Further, the Company incurred loss to the tune of Rs. 33,53,351 as against Loss of Rs. 49,14,082 for the corresponding previous year.

Share Capital

The Authorised Share Capital of the Company as on March 31,2019 is Rs. 11,00,00,000 divided into 1,10,00,000 Equity Shares of Rs. 10/- each and Issued, Subscribed and Paid-up Equity Share Capital of the Company is Rs. 8,29,00,000 , comprising of 82,90,000 Equity shares of Rs. 10/- each.

During the year under review, the Company has not issued any equity shares.

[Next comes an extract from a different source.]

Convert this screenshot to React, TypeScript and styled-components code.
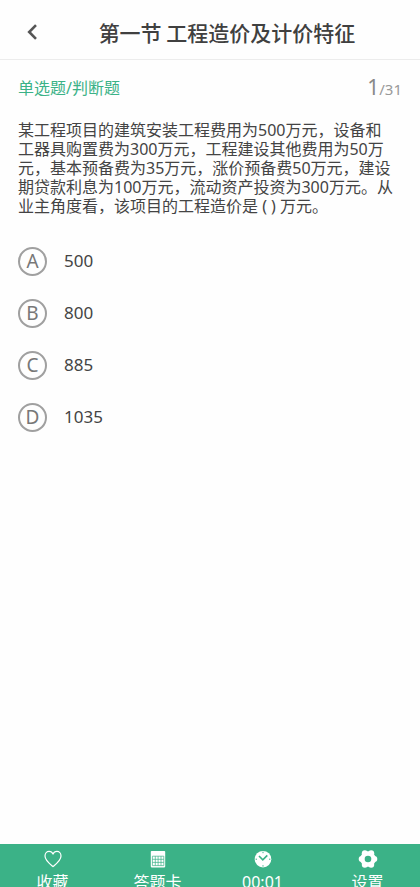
import React, { useState } from "react";
import styled, { createGlobalStyle } from "styled-components";

const GlobalStyle = createGlobalStyle`
  * { box-sizing: border-box; }
  body {
    margin: 0;
    background: #fefefe;
    color: #444;
    font-family: "Noto Sans", "Noto Sans CJK SC", sans-serif;
    overflow: hidden;
  }
  button { font: inherit; color: inherit; border: 0; padding: 0; background: none; cursor: pointer; }
`;

const Screen = styled.div`
  display: flex;
  flex-direction: column;
  height: 100vh;
  overflow: hidden;
`;

const Header = styled.header`
  display: grid;
  grid-template-columns: 64px 1fr 30px;
  align-items: center;
  height: 60px;
  padding-top: 4px;
  flex: none;
  border-bottom: 1px solid #ececec;
`;

const BackButton = styled.button`
  display: flex;
  align-items: center;
  justify-content: center;
  height: 44px;
`;

const Title = styled.h1`
  margin: 0;
  font-family: "Noto Sans CJK SC", sans-serif;
  font-size: 21px;
  line-height: 28px;
  font-weight: 500;
  text-align: center;
  white-space: nowrap;
  color: #404040;
`;

const Main = styled.main`
  flex: 1;
  padding: 14px 18px 0;
`;

const Meta = styled.div`
  display: flex;
  justify-content: space-between;
  align-items: center;
  height: 28px;
`;

const Kind = styled.span`
  font-size: 16px;
  line-height: 24px;
  color: #3bb287;
`;

const Counter = styled.span`
  font-size: 15px;
  line-height: 28px;
  color: #999;
`;

const Current = styled.span`
  font-size: 21px;
  color: #888;
`;

const Question = styled.p`
  margin: 19px 6px 0 0;
  font-size: 16px;
  line-height: 19px;
`;

const Options = styled.fieldset`
  display: flex;
  flex-direction: column;
  gap: 22px;
  margin: 30px 0 0;
  padding: 0;
  border: 0;
`;

const Option = styled.label`
  display: flex;
  align-items: center;
  gap: 17px;
  height: 30px;
  font-size: 17px;
  line-height: 24px;
  cursor: pointer;
`;

const Radio = styled.input`
  appearance: none;
  position: absolute;
  margin: 0;
  opacity: 0;
`;

const Letter = styled.span`
  display: flex;
  align-items: center;
  justify-content: center;
  width: 29px;
  height: 29px;
  border: 2px solid #a0a0a0;
  border-radius: 50%;
  font-size: 19px;
  line-height: 24px;
  color: #777;

  ${Radio}:checked + & {
    border-color: #3bb287;
    color: #3bb287;
  }
`;

const TabBar = styled.nav`
  display: grid;
  grid-template-columns: repeat(4, 1fr);
  flex: none;
  height: 43px;
  background: #3bb287;
  color: #fff;
  overflow: hidden;
`;

const Tab = styled.button`
  display: flex;
  flex-direction: column;
  align-items: center;
  gap: 1px;
  padding-top: 5px;
  font-size: 16px;
  line-height: 24px;
  height: 60px;

  svg { flex: none; display: block; }
`;

const HeartIcon = () => (
  <svg width="20" height="20" viewBox="0 0 20 20" fill="none" stroke="#fff" strokeWidth="1.2" strokeLinejoin="round" aria-hidden="true">
    <path d="M10 17.6C7.6 15.5 2 11.5 2 7C2 4.3 3.9 2.4 6.1 2.4C8 2.4 9.3 3.5 10 5.1C10.7 3.5 12 2.4 13.9 2.4C16.1 2.4 18 4.3 18 7C18 11.5 12.4 15.5 10 17.6Z" />
  </svg>
);

const SheetIcon = () => (
  <svg width="20" height="20" viewBox="0 0 20 20" aria-hidden="true">
    <rect x="2.8" y="2" width="14.4" height="16.4" rx="0.8" fill="#fff" />
    <path d="M4.4 7.2H15.8V16.6H4.4ZM4.4 10.3H15.8M4.4 13.4H15.8M7.3 7.2V16.6M10.1 7.2V16.6M13 7.2V16.6" fill="none" stroke="#3bb287" strokeWidth="0.7" />
  </svg>
);

const ClockIcon = () => (
  <svg width="20" height="20" viewBox="0 0 20 20" aria-hidden="true">
    <circle cx="10" cy="10.2" r="8.3" fill="#fff" />
    <path d="M6 7L9.8 10.8L14.3 6.4" fill="none" stroke="#3bb287" strokeWidth="1.6" />
    <path d="M10 2.8V4.2M10 16.2V17.6M2.6 10.2H4M16 10.2H17.4" stroke="#3bb287" strokeWidth="1" />
  </svg>
);

const GearIcon = () => (
  <svg width="20" height="20" viewBox="0 0 20 20" aria-hidden="true">
    <g fill="#fff">
      <circle cx="10" cy="10" r="7.8" />
      <circle cx="3.7" cy="10" r="3" />
      <circle cx="16.3" cy="10" r="3" />
      <circle cx="6.8" cy="4.2" r="3" />
      <circle cx="13.2" cy="4.2" r="3" />
      <circle cx="6.8" cy="15.8" r="3" />
      <circle cx="13.2" cy="15.8" r="3" />
    </g>
    <circle cx="10" cy="10" r="3.3" fill="#3bb287" />
  </svg>
);

const options = [
  { letter: "A", value: "500" },
  { letter: "B", value: "800" },
  { letter: "C", value: "885" },
  { letter: "D", value: "1035" },
];

const tabs = [
  { label: "收藏", Icon: HeartIcon },
  { label: "答题卡", Icon: SheetIcon },
  { label: "00:01", Icon: ClockIcon },
  { label: "设置", Icon: GearIcon },
];

export default function App() {
  const [answer, setAnswer] = useState("");

  return (
    <Screen lang="zh-CN">
      <GlobalStyle />
      <Header>
        <BackButton aria-label="返回">
          <svg width="12" height="18" viewBox="0 0 12 18" fill="none" stroke="#555" strokeWidth="2.6" aria-hidden="true">
            <path d="M10 2.2L3.2 9L10 15.8" />
          </svg>
        </BackButton>
        <Title>第一节 工程造价及计价特征</Title>
      </Header>
      <Main>
        <Meta>
          <Kind>单选题/判断题</Kind>
          <Counter><Current>1</Current>/31</Counter>
        </Meta>
        <Question>
          某工程项目的建筑安装工程费用为500万元，设备和工器具购置费为300万元，工程建设其他费用为50万元，基本预备费为35万元，涨价预备费50万元，建设期贷款利息为100万元，流动资产投资为300万元。从业主角度看，该项目的工程造价是 ( ) 万元。
        </Question>
        <Options aria-label="选项">
          {options.map(({ letter, value }) => (
            <Option key={letter}>
              <Radio
                type="radio"
                name="answer"
                value={letter}
                checked={answer === letter}
                onChange={() => setAnswer(letter)}
              />
              <Letter>{letter}</Letter>
              {value}
            </Option>
          ))}
        </Options>
      </Main>
      <TabBar>
        {tabs.map(({ label, Icon }) => (
          <Tab key={label}>
            <Icon />
            {label}
          </Tab>
        ))}
      </TabBar>
    </Screen>
  );
}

State of Affairs and Future Outlook

Your Company is into the business of Securities Trading and Investments Activities and also a RBI registered NBFC (non deposit acceptance). The management has been regularly discussing about the future plans and projects to be undertaken by the company. The management has been taking a cautious approach towards the business owning the losses incurred in the previous years and limitation of funds. So keeping in mind the future prospects and need to conserve resources the management has decided to not to expand business in aggressive manner in the near future but is optimistic in the long run.

Dividend

Due to loss incurred by the Company, your Directors do not recommend any dividend for the year under review.

Transfer to Reserves

For the financial year ended 31st March, 2019, no amount was carried to General Reserve nor to special reserve due to loss incurred in pursuant to section 45 IC of the reserve Bank of India Act, 1934.

Capital Adequacy

Your Company had Capital to risk Assets Ratio (CRAR) of 98.44% as on March 31,2019, as compared to the ratio of 15.00% as prescribed by the Reserve Bank of India.

Management Discussion and Analysis

The Management Discussion and Analysis as required in terms of the Listing Regulations is annexed to the report as Annexure I and is incorporated herein by reference and forms an integral part of this report.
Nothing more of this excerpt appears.